TASK PROMPT: Only the lines from the start of the data through the line with "import React from 'react';" belong in the copy. Restate them word for word, minus the pictures.

COLLECTED DATA:
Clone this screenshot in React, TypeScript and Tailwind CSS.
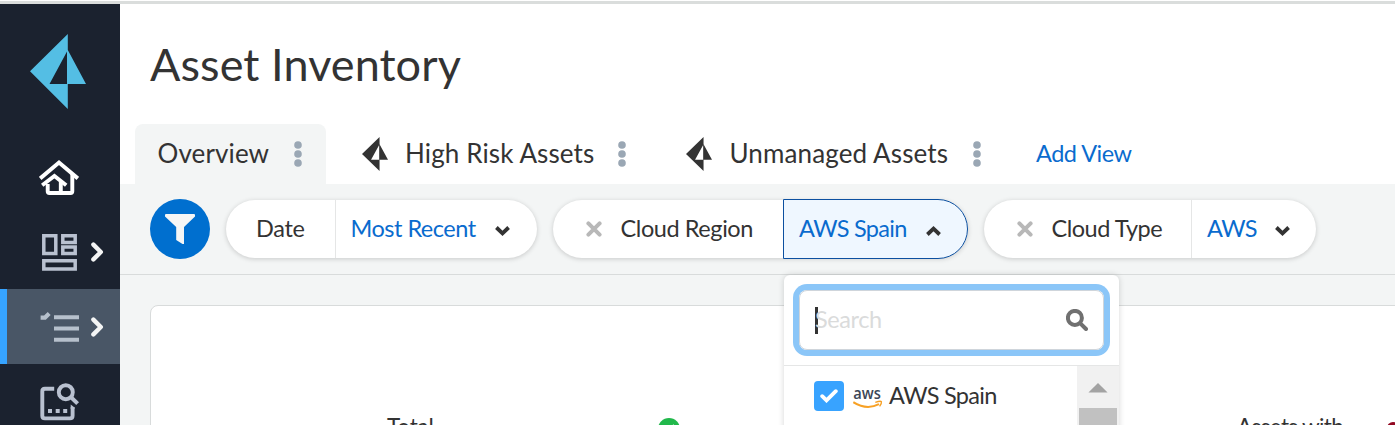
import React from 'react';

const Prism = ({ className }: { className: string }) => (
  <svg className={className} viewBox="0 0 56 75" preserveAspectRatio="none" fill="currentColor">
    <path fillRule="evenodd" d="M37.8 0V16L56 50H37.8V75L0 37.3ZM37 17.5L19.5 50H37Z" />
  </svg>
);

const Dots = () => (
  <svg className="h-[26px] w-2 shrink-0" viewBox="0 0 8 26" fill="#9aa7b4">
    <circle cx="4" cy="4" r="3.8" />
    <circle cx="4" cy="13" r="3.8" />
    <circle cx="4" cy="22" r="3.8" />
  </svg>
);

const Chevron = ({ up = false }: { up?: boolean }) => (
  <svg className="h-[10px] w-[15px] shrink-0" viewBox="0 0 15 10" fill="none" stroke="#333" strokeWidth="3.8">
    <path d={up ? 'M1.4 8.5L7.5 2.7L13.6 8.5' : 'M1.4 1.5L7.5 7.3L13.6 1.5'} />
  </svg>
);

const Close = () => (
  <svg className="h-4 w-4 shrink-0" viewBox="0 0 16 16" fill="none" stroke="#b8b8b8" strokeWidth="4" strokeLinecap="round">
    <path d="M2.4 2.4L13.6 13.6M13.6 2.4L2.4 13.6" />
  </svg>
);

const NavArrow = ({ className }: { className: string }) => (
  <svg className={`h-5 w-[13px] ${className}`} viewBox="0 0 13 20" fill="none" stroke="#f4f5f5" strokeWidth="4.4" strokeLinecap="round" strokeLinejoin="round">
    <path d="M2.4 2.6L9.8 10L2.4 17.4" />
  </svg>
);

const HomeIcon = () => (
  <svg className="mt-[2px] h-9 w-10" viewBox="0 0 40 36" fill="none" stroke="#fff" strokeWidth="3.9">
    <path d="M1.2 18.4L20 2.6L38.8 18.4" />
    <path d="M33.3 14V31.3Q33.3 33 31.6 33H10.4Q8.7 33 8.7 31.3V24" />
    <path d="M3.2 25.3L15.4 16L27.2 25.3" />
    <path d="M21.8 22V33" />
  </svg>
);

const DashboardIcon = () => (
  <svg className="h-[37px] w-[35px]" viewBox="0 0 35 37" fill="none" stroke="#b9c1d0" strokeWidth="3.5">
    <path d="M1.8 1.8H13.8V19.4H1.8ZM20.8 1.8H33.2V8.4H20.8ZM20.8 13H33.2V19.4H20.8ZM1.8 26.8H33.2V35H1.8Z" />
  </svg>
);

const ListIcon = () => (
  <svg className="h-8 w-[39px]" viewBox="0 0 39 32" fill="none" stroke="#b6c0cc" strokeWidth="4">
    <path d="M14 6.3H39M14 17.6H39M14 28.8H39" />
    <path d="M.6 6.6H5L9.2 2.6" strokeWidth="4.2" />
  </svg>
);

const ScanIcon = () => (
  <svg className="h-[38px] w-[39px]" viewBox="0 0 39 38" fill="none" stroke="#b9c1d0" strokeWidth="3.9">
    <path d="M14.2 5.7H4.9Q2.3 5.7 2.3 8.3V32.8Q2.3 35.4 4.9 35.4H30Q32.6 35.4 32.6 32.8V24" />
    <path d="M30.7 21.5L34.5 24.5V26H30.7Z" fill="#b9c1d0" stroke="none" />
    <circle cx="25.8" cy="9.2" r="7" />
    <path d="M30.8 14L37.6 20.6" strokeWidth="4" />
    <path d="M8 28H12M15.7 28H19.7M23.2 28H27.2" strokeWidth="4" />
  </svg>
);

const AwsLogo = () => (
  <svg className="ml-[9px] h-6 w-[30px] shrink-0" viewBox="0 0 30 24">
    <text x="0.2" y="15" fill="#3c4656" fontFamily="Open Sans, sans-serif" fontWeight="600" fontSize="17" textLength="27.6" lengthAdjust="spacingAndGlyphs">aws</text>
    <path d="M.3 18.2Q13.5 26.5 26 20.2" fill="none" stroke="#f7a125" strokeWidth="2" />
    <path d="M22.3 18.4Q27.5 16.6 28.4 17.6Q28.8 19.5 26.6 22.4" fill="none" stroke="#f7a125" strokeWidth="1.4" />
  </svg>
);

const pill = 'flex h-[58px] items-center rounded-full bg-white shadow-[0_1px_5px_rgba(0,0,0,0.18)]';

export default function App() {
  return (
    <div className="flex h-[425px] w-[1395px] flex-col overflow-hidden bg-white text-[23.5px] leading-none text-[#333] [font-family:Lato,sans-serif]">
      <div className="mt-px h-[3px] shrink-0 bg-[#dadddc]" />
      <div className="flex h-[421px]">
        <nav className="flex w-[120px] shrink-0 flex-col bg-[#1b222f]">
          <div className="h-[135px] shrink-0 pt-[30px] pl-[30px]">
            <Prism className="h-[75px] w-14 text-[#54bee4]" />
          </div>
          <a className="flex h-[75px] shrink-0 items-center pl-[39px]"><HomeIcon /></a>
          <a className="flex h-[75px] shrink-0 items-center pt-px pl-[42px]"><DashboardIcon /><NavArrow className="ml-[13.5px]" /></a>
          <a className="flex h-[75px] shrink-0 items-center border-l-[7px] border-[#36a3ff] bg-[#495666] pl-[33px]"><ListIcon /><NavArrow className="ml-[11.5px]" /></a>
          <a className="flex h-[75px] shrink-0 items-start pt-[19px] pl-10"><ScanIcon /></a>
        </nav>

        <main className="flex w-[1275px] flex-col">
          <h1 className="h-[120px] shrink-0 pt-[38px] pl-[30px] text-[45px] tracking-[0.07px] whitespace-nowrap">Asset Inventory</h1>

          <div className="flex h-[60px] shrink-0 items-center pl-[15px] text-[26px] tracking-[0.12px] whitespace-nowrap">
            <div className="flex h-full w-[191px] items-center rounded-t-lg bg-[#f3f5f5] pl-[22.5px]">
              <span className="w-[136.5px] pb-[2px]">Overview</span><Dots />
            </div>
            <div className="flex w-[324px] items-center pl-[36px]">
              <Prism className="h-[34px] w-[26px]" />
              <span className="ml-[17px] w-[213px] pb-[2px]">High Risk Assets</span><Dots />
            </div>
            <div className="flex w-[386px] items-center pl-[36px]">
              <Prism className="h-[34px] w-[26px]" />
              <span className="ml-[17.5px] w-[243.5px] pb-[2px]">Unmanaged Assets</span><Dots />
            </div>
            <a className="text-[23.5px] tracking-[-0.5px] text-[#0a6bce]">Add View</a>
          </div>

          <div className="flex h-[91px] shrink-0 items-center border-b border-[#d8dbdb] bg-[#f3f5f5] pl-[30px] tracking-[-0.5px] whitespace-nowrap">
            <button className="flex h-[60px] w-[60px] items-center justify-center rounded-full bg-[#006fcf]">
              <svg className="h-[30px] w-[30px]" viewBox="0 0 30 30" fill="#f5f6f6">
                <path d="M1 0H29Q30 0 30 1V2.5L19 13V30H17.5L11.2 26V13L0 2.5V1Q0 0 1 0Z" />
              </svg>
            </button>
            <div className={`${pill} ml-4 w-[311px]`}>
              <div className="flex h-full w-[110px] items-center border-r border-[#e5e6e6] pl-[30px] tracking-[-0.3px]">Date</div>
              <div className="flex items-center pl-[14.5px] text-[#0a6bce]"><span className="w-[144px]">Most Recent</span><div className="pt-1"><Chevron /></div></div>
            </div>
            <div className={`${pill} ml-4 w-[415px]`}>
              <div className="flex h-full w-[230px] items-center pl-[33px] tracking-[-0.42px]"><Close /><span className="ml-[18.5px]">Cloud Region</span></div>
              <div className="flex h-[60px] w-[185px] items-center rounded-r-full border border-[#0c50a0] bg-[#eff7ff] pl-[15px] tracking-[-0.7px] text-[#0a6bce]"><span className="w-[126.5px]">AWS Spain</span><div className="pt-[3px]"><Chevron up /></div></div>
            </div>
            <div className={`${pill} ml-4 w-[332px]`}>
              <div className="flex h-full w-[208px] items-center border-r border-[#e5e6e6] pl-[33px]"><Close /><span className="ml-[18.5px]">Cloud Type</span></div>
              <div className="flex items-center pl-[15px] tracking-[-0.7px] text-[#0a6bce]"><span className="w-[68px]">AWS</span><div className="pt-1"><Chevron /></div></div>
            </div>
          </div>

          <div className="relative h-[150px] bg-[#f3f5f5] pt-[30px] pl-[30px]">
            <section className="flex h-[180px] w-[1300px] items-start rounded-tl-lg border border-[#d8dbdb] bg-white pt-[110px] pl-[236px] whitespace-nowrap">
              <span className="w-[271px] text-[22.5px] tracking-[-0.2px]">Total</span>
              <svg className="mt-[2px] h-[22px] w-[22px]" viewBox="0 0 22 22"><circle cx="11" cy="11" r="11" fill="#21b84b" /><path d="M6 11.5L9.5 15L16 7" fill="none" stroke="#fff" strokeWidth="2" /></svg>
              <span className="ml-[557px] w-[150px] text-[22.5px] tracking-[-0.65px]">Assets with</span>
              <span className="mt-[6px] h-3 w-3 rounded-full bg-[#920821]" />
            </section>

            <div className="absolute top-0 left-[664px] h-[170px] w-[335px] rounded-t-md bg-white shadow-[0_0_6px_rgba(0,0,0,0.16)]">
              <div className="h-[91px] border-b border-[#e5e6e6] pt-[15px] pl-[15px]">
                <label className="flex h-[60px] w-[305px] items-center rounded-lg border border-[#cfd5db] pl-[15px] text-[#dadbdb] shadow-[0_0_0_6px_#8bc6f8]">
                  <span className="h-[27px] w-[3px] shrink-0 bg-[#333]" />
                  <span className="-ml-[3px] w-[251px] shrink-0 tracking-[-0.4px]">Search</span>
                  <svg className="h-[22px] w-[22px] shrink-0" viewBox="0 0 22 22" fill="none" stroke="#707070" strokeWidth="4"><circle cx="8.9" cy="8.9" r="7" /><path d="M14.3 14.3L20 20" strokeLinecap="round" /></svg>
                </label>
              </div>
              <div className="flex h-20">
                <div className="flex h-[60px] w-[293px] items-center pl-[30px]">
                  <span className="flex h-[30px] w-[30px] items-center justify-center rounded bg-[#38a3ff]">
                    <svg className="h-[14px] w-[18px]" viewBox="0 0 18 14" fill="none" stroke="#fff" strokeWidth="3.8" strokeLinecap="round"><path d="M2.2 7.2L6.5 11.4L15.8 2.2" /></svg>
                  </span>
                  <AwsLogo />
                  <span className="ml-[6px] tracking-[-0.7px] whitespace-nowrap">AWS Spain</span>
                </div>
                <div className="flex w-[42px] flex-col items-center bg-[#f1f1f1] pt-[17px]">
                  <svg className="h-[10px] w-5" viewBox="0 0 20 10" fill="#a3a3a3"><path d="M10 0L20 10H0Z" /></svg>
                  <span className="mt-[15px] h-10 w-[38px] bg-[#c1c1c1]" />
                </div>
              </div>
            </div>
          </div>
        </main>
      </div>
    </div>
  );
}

EXERCISE RESPONSE:
Clone this screenshot in React, TypeScript and Tailwind CSS.
import React from 'react';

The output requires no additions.